Selama periode ini, bagi rakyat Tiongkok yang paling membanggakan adalah keberhasilan membuat "dua bom dan satu satelit". Bom atom berhasil diledakkan pada tahun 1964, bom hidrogen berhasil diledakkan pada tahun 1967, dan satelit bumi buatan domestik pertama berhasil diluncurkan pada tahun 1970.

Selain itu, sejak tahun 1964, Tiongkok telah memulai konstruksi lini ketiga skala besar, dan membangun sistem industri militer besar-besaran untuk wilayah tengah dan barat Tiongkok.

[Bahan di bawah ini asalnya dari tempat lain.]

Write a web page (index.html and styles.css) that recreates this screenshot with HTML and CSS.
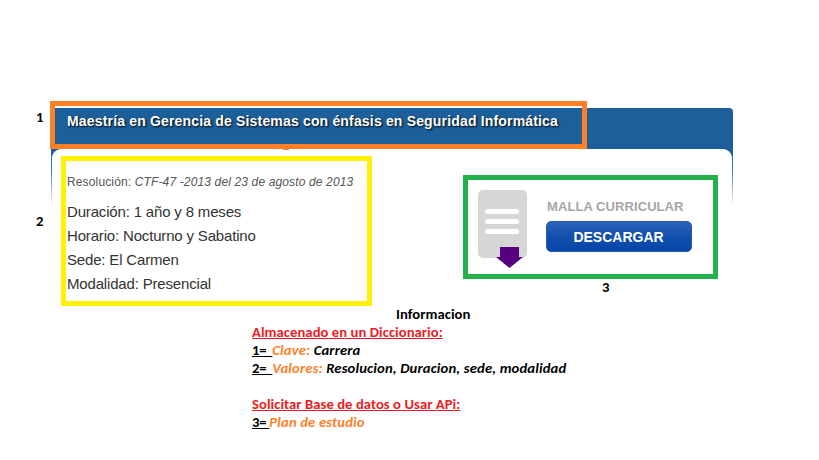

Tahap ketiga kira-kira berlangsung dari akhir tahun 1970-an hingga akhir tahun 1990-an, ditandai dengan pengenalan dan transformasi.

Dengan kemajuan reformasi dan keterbukaan, Tiongkok menyadari kesenjangan yang besar dengan tingkat kemajuan internasional (terutama Barat dan AS), dan pernah mempertimbangkan untuk membeli persenjataan modern Barat dalam jumlah besar, tetapi segera Tiongkok menemukan bahwa negara-negara Barat masih menganggap Tiongkok sebagai negara yang berbeda.

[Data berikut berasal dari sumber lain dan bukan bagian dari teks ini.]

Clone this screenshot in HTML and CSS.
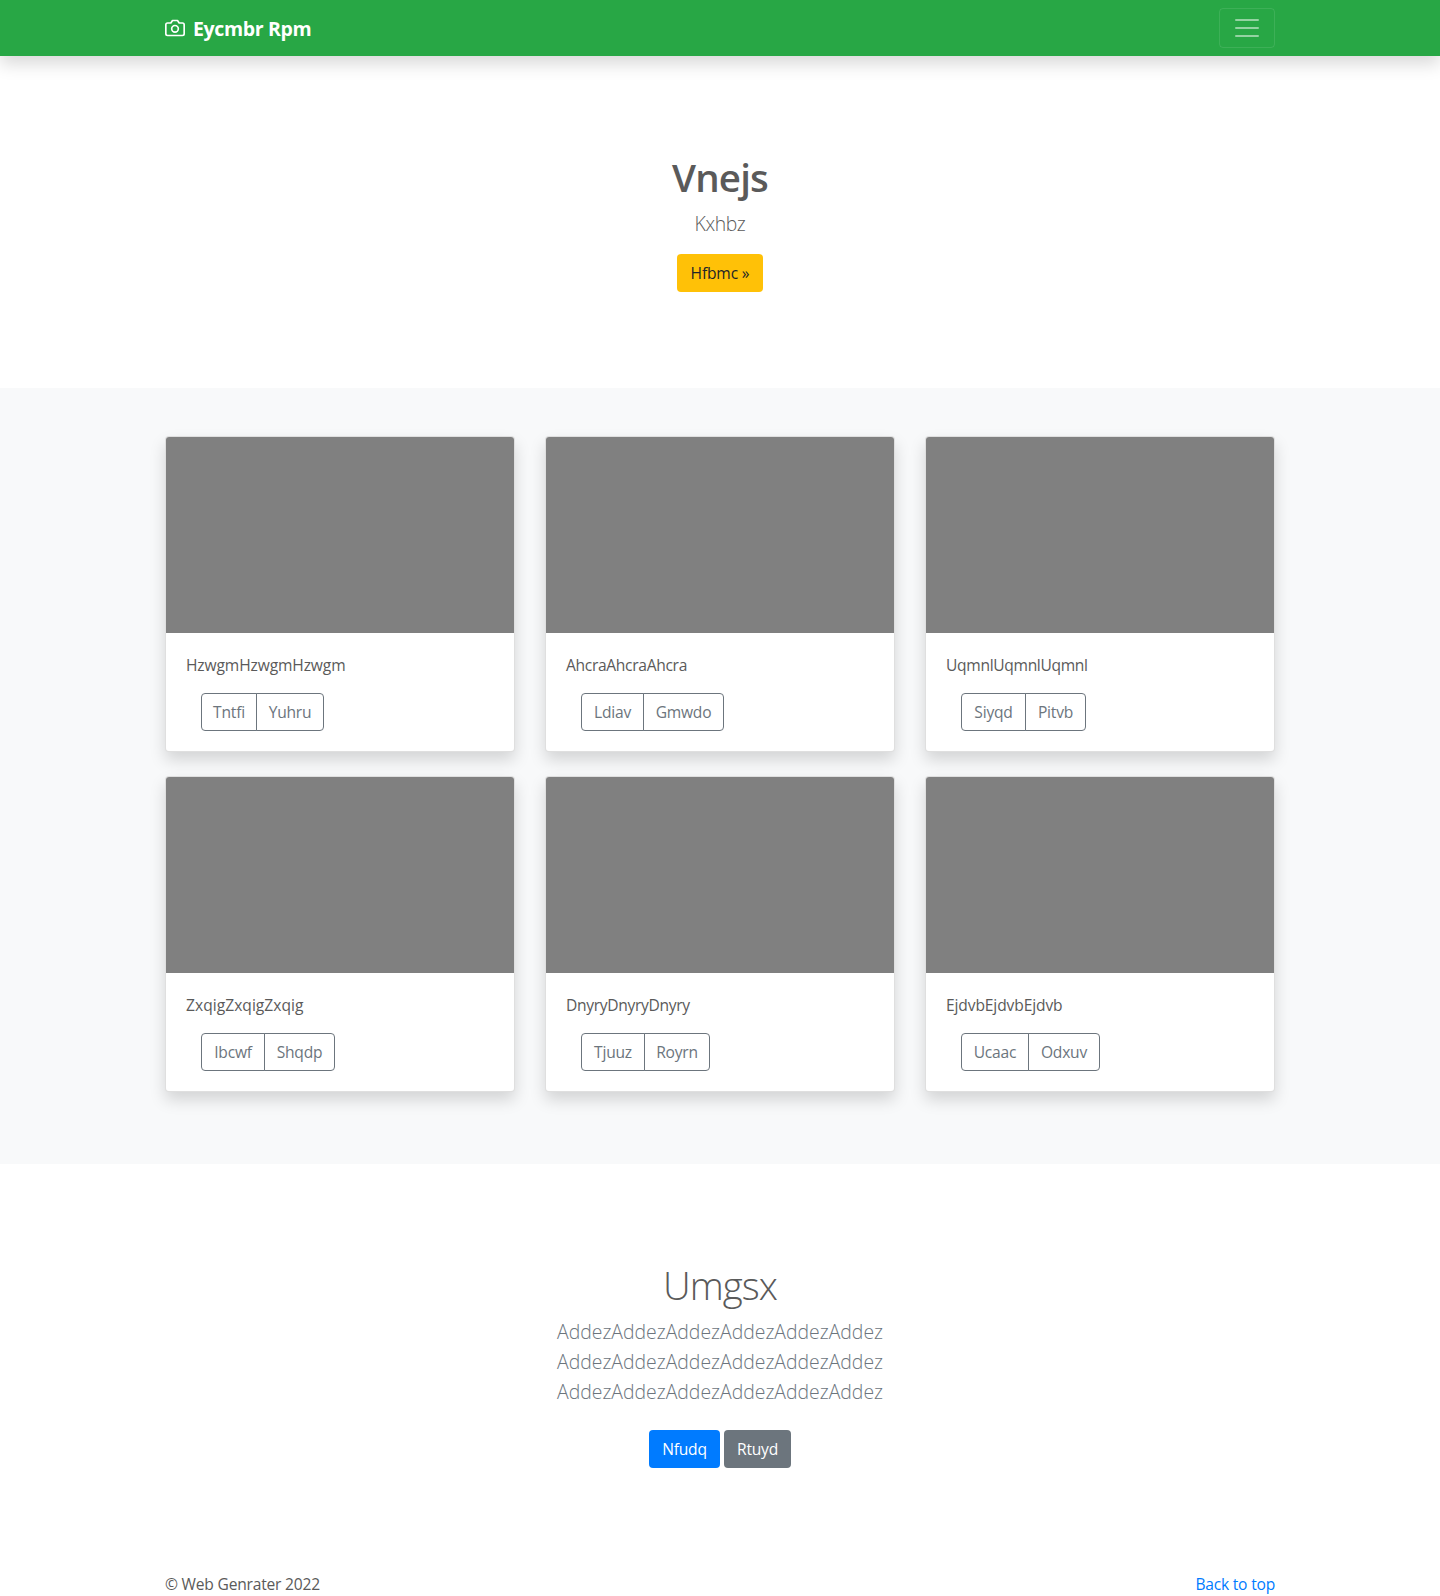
FILE: index.html
```html
<!DOCTYPE html>
<html lang="en">
<head>
<meta charset="utf-8">
<title>Eycmbr Rpm</title>
<link rel="stylesheet" href="styles.css">
</head>
<body>
<header class="navbar">
  <div class="container navbar-inner">
    <a class="brand" href="#">
      <svg class="brand-icon" width="20" height="20" viewBox="0 0 24 24" fill="none" stroke="currentColor" stroke-width="2" stroke-linecap="round" stroke-linejoin="round"><path d="M23 19a2 2 0 0 1-2 2H3a2 2 0 0 1-2-2V8a2 2 0 0 1 2-2h4l2-3h6l2 3h4a2 2 0 0 1 2 2z"/><circle cx="12" cy="13" r="4"/></svg>
      <strong class="brand-name">Eycmbr Rpm</strong>
    </a>
    <button class="toggler" type="button" aria-label="Toggle navigation">
      <svg width="30" height="30" viewBox="0 0 30 30" fill="none" stroke="rgba(255,255,255,.5)" stroke-width="2" stroke-linecap="round"><path d="M4 7h22M4 15h22M4 23h22"/></svg>
    </button>
  </div>
</header>
<main>
  <section class="hero">
    <h1 class="hero-title">Vnejs</h1>
    <p class="lead hero-lead">Kxhbz</p>
    <a class="btn btn-warning" href="#">Hfbmc »</a>
  </section>
  <section class="album">
    <div class="container card-grid">
      <article class="card">
        <div class="card-image"></div>
        <div class="card-body">
          <p class="card-text snug">HzwgmHzwgmHzwgm</p>
          <div class="btn-group"><button class="btn-outline w56">Tntfi</button><button class="btn-outline w68">Yuhru</button></div>
        </div>
      </article>
      <article class="card">
        <div class="card-image"></div>
        <div class="card-body">
          <p class="card-text">AhcraAhcraAhcra</p>
          <div class="btn-group"><button class="btn-outline w63">Ldiav</button><button class="btn-outline w81">Gmwdo</button></div>
        </div>
      </article>
      <article class="card">
        <div class="card-image"></div>
        <div class="card-body">
          <p class="card-text">UqmnlUqmnlUqmnl</p>
          <div class="btn-group"><button class="btn-outline w65">Siyqd</button><button class="btn-outline w61">Pitvb</button></div>
        </div>
      </article>
      <article class="card">
        <div class="card-image"></div>
        <div class="card-body">
          <p class="card-text loose">ZxqigZxqigZxqig</p>
          <div class="btn-group"><button class="btn-outline w64">Ibcwf</button><button class="btn-outline w71">Shqdp</button></div>
        </div>
      </article>
      <article class="card">
        <div class="card-image"></div>
        <div class="card-body">
          <p class="card-text">DnyryDnyryDnyry</p>
          <div class="btn-group"><button class="btn-outline w64">Tjuuz</button><button class="btn-outline w66">Royrn</button></div>
        </div>
      </article>
      <article class="card">
        <div class="card-image"></div>
        <div class="card-body">
          <p class="card-text snug">EjdvbEjdvbEjdvb</p>
          <div class="btn-group"><button class="btn-outline w68">Ucaac</button><button class="btn-outline w72">Odxuv</button></div>
        </div>
      </article>
    </div>
  </section>
  <section class="about">
    <h2 class="about-title">Umgsx</h2>
    <p class="lead about-lead">AddezAddezAddezAddezAddezAddez<br>AddezAddezAddezAddezAddezAddez<br>AddezAddezAddezAddezAddezAddez</p>
    <div class="actions">
      <a class="btn btn-primary" href="#">Nfudq</a>
      <a class="btn btn-secondary" href="#">Rtuyd</a>
    </div>
  </section>
</main>
<footer class="container footer">
  <span>© Web Genrater 2022</span>
  <a class="top-link" href="#">Back to top</a>
</footer>
</body>
</html>
```
FILE: styles.css
```css
*, *::before, *::after { box-sizing: border-box; }
body {
  margin: 0;
  font: 400 15.6px/24px "Open Sans", sans-serif;
  letter-spacing: -.21px;
  color: #5a5a5a;
  background: #fff;
}
a { text-decoration: none; }
h1, h2, p { margin: 0; }
.container { width: 1140px; margin: 0 auto; padding: 0 15px; }

.navbar {
  position: relative;
  height: 56px;
  background: #28a745;
  box-shadow: 0 8px 16px rgba(0, 0, 0, .15);
}
.navbar-inner { display: flex; height: 56px; align-items: center; justify-content: space-between; }
.brand { display: flex; align-items: center; gap: 8px; color: #fff; }
.brand-name { font-size: 19.5px; font-weight: 700; line-height: 30px; letter-spacing: -.35px; padding-top: 1px; }
.toggler {
  display: flex;
  align-items: center;
  justify-content: center;
  width: 56px;
  height: 40px;
  padding: 0;
  background: transparent;
  border: 1px solid rgba(255, 255, 255, .1);
  border-radius: 4px;
}

.hero { display: flex; flex-direction: column; align-items: center; height: 332px; padding: 96px 0; }
.hero-title { font-size: 38.5px; font-weight: 600; line-height: 48px; letter-spacing: -.85px; padding-top: 1px; margin-bottom: 8px; }
.lead { font-size: 19.4px; font-weight: 300; line-height: 30px; }
.hero-lead { margin-bottom: 15px; letter-spacing: -.4px; }

.btn {
  display: flex;
  align-items: center;
  justify-content: center;
  height: 38px;
  border-radius: 4px;
  color: #fff;
}
.btn-warning { width: 86px; background: #ffc107; color: #212529; letter-spacing: -.15px; }
.btn-primary { width: 71px; background: #007bff; }
.btn-secondary { width: 67px; background: #6c757d; }

.album { padding: 48px 0 72px; background: #f8f9fa; }
.card-grid { display: grid; grid-template-columns: repeat(3, 350px); gap: 24px 30px; }
.card {
  height: 316px;
  overflow: hidden;
  background: #fff;
  background-clip: border-box;
  border: 1px solid rgba(0, 0, 0, .125);
  border-radius: 4px;
  box-shadow: 0 8px 16px rgba(0, 0, 0, .15);
}
.card-image { height: 196px; background: #808080; }
.card-body { padding: 20px; }
.card-text { margin-bottom: 16px; letter-spacing: -.32px; }
.card-text.snug { letter-spacing: -.13px; }
.card-text.loose { letter-spacing: .03px; }
.btn-group { display: flex; margin-left: 15px; }
.btn-outline {
  height: 38px;
  padding: 0;
  font: inherit;
  letter-spacing: inherit;
  color: #6c757d;
  background: transparent;
  border: 1px solid #6c757d;
  border-radius: 4px;
}
.btn-outline:first-child { border-top-right-radius: 0; border-bottom-right-radius: 0; }
.btn-outline:last-child { margin-left: -1px; border-top-left-radius: 0; border-bottom-left-radius: 0; }
.w56 { width: 56px; }
.w61 { width: 61px; }
.w63 { width: 63px; }
.w64 { width: 64px; }
.w65 { width: 65px; }
.w66 { width: 66px; }
.w68 { width: 68px; }
.w71 { width: 71px; }
.w72 { width: 72px; }
.w81 { width: 81px; }

.about { height: 408px; padding-top: 96px; text-align: center; }
.about-title { font-size: 38.5px; font-weight: 300; line-height: 48px; letter-spacing: -.95px; padding-top: 1px; margin-bottom: 8px; }
.about-lead { margin-bottom: 23px; letter-spacing: 0; color: #6c757d; }
.actions { display: flex; justify-content: center; gap: 4px; }

.footer { display: flex; justify-content: space-between; height: 24px; }
.top-link { color: #007bff; }
```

Selain itu tidak hanya produknya saja yang mahal, tetapi persyaratan transfer teknologi juga sangat ketat.

Cadangan devisa Tiongkok pada awal 1980-an hanya kurang lebih 2 miliar dolar AS, dan jika peralatan dan alutsista dalam negeri yang awalnya dipengaruhi oleh Uni Soviet harus diganti dengan seri Eropa dan Amerika akan mahal, lebih-lebih harga yang harus dibayar bahkan lebih tak tertahankan bagi Tiongkok.

Oleh karena itu, Tiongkok akhirnya memutuskan untuk menuntut penelitian dan pengembangan independen. Pada saat yang sama, Tiongkok juga menggunakan kebijakan terbuka untuk mengimpor sejumlah kecil teknologi canggih dan senjata canggih, serta meningkatkan beberapa peralatan Tiongkok.

Seperti mengimpor teknologi avionik asing, transformasi teknologi tempur J-7, pengenalan teknologi sistem pengendalian tembakan untuk mengubah tank Type 59, dll.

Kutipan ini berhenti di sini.